GithubHelp home page GithubHelp logo

Comments (5)

csy530216 avatar csy530216 commented on May 20, 2024

My personal opinion is that the reason why we use the Dirichlet distribution as the prior is that it is the conjugate of Multinomial distribution. However currently ZhuSuan does not support detecting the conjugacy and figuring out analytic updating formula of variational inference (but it is under development, see here, so you can wait for some while:) ) Therefore instead of using Dirichlet distribution which is defined on a probability simplex, we first sample from normal distribution (each dimension is independent) and transform it onto the probability simplex by softmax (Latent0 <- Normal, Latent1 = softmax(Latent0) ), i.e. the logistic normal distribution. Now the latent variable lies in an unconstrained space, which is convenient. You can also see how to approximate Dirichlet distribution with some parameter by logistic normal distribution in this paper.
By the way, unlike the standard LDA, I think the model in your ultimate goal does not have conjugacy, making conjugacy between Dirichlet and Multinomial meaningless. You can still use the black-box inference method in ZhuSuan, such as VI and HMC. Since your model does not have conjugacy, I think there is basically no loss if you change Dirichlet to logistic normal.
By the way, to learn more about the background and implementation about logistic normal topic model in ZhuSuan, you can refer to this tutorial:)

from zhusuan.

keskinm avatar keskinm commented on May 20, 2024

Hello

Thanks you a lot for you reply.
Indeed, put a Dirichlet prior is not important, actually what I care about is to retrieve Latents it-selves and the priors are just a way to do it, so replace with logistic normal should not be a problem for me.
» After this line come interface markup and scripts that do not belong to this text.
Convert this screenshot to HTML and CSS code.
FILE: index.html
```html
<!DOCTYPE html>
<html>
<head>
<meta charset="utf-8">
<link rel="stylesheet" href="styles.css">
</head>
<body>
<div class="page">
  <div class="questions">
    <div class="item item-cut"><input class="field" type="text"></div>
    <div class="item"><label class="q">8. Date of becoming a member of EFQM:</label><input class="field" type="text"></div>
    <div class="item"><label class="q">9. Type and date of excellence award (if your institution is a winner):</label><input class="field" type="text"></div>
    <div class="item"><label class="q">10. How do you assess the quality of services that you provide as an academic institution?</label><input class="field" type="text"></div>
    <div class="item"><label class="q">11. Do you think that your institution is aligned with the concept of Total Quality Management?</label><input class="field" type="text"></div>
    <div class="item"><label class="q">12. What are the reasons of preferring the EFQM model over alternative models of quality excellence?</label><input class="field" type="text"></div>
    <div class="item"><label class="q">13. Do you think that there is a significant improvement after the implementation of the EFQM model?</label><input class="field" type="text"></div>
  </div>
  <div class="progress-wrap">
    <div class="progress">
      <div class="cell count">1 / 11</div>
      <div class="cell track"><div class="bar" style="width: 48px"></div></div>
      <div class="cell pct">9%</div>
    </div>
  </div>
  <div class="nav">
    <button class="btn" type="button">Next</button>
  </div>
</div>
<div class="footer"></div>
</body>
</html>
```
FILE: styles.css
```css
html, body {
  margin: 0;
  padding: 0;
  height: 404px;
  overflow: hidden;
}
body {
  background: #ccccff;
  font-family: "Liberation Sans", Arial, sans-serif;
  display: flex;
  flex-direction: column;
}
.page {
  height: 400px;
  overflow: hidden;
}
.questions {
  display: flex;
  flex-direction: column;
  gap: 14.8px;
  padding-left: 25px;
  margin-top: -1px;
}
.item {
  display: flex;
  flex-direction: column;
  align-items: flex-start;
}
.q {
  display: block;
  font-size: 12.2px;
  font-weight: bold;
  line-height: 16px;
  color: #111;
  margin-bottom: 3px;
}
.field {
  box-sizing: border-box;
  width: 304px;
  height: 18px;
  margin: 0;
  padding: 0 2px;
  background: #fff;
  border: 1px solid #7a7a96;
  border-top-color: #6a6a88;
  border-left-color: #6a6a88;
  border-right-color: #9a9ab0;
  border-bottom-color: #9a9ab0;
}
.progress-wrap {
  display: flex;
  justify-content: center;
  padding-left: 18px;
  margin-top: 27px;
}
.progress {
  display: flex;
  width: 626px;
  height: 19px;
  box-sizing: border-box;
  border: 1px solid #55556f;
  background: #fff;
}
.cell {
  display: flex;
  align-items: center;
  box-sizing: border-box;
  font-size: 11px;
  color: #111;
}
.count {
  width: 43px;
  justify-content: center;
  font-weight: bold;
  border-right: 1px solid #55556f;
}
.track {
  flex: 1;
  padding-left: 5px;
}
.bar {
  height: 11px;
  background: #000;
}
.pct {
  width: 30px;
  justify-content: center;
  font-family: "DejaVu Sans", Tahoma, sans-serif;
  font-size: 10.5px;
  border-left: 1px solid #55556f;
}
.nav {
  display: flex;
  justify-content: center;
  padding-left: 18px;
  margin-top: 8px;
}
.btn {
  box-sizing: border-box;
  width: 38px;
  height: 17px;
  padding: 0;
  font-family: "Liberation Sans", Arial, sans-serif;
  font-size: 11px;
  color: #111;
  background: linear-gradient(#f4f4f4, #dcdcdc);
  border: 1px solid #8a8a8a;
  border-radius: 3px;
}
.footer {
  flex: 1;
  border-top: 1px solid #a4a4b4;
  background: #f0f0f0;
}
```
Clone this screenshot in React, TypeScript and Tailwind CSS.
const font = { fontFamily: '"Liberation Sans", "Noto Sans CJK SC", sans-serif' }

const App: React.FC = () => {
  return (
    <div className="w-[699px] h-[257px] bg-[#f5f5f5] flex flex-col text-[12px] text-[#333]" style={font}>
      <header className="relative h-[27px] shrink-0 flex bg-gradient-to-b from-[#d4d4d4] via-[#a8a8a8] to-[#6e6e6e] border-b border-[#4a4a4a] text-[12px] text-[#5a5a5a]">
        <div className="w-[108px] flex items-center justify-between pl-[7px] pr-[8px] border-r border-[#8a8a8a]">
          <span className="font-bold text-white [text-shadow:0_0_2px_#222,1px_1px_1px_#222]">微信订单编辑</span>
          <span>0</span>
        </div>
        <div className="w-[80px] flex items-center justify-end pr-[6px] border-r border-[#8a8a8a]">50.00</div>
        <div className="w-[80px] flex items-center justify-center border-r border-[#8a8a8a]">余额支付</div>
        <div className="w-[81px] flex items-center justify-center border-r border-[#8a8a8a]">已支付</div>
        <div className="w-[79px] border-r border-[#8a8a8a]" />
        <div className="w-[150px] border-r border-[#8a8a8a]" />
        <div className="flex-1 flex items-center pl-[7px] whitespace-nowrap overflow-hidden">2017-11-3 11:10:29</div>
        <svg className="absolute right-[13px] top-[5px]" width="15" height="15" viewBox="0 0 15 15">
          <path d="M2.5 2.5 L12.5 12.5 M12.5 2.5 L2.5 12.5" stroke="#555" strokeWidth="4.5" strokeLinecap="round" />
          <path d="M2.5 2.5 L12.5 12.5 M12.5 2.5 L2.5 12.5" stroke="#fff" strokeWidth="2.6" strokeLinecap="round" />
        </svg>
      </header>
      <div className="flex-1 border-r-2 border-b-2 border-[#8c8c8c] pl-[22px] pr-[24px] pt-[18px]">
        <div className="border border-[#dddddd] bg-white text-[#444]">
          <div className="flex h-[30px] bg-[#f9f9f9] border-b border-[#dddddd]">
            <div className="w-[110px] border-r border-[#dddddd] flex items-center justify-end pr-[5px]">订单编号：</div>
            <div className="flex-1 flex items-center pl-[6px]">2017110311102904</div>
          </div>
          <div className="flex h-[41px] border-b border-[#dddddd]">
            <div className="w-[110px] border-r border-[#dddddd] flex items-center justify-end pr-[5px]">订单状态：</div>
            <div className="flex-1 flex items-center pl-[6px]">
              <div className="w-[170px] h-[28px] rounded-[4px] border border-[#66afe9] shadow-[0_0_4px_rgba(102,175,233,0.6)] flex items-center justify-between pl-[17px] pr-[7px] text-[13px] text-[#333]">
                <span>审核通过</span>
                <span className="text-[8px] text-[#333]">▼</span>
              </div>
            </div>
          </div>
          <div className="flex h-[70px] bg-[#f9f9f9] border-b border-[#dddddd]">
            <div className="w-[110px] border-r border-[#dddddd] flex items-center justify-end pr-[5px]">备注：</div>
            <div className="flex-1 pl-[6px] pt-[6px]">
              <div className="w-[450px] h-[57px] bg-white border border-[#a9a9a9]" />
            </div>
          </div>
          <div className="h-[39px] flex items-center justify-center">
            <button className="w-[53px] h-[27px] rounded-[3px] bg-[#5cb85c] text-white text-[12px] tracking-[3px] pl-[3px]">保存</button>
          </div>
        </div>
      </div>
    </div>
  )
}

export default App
I am trying then to do this:

observations <- zs.Multinomial(toy_logits, n_experiments)

latent0 <- zs.Normal(latent0_mean, latent0_stdev, ngroup_dims=0)
latent1 <- tf.nn.softmax(latent0)
model_observations <- zs.Multinomial(latent1, n_experiments)

I have a piece of code that should be a good start:

import numpy as np
import tensorflow as tf
import zhusuan as zs

observations = zs.Multinomial(name='observations',logits=tf.log([1.,5.,10.,5.,1.]), n_experiments=100)

latent0_mean = tf.placeholder(tf.float32, shape=[5,], name='latent0_mean')
latent0_stdev = tf.placeholder(tf.float32, shape=[5,],name='latent0_stdev')

Latent0_mean = np.zeros(5, dtype=np.float32)
Latent0_stdev = np.zeros(5, dtype=np.float32)

def lognormalmult(observed, latent0_mean, latent0_stdev):
    with zs.BayesianNet(observed=observed) as model:
        latent0 = zs.Normal('latent0', mean=latent0_mean, logstd=latent0_stdev, group_ndims=0)
        latent1 = tf.nn.softmax(latent0)
        x = zs.Multinomial('x', tf.log(latent1),normalize_logits=False,dtype=tf.float32,n_experiments=100)
    return model

tf.set_random_seed(1)
kernel_width = 0.1
n_chains = 1
n_iters = 200
n_leapfrogs = 5

# Build the computation graph
def log_joint(observed):
    model = lognormalmult(observed, latent0_mean, latent0_stdev)
    log_platent0, log_px = model.local_log_prob(['latent0', 'x'])
    return log_platent0 + log_px

hmc = zs.HMC(step_size=1e-3, n_leapfrogs=n_leapfrogs,target_acceptance_rate=0.9)
x = tf.Variable(tf.zeros([n_chains, 5]), name='x')
latent0 = tf.Variable(tf.zeros([n_chains, 5]), name='latent0')
sample_op, hmc_info = hmc.sample(log_joint, observed={'x': x}, latent={'latent0': latent0})

# Run the inference
with tf.Session() as sess:
    sess.run(tf.global_variables_initializer())
    samples = []
    print('Sampling...')
    for i in range(n_iters):
        _, x_sample = sess.run([sample_op, hmc_info.samples['x']],
        feed_dict={latent0_mean: Latent0_mean, latent0_stdev:Latent0_stdev})
        samples.append(x_sample)
    print('Finished.')
    samples = np.vstack(samples)
    print('latent0 mean:')
    print(np.mean(samples,0))
    print('latent0_stdev:')
    print(np.stdev(samples,0))

Especially I don't know where to use "observations", and if I can do it in this way

from zhusuan.

csy530216 avatar csy530216 commented on May 20, 2024

In

observations = zs.Multinomial(name='observations',logits=tf.log([1.,5.,10.,5.,1.]), n_experiments=100)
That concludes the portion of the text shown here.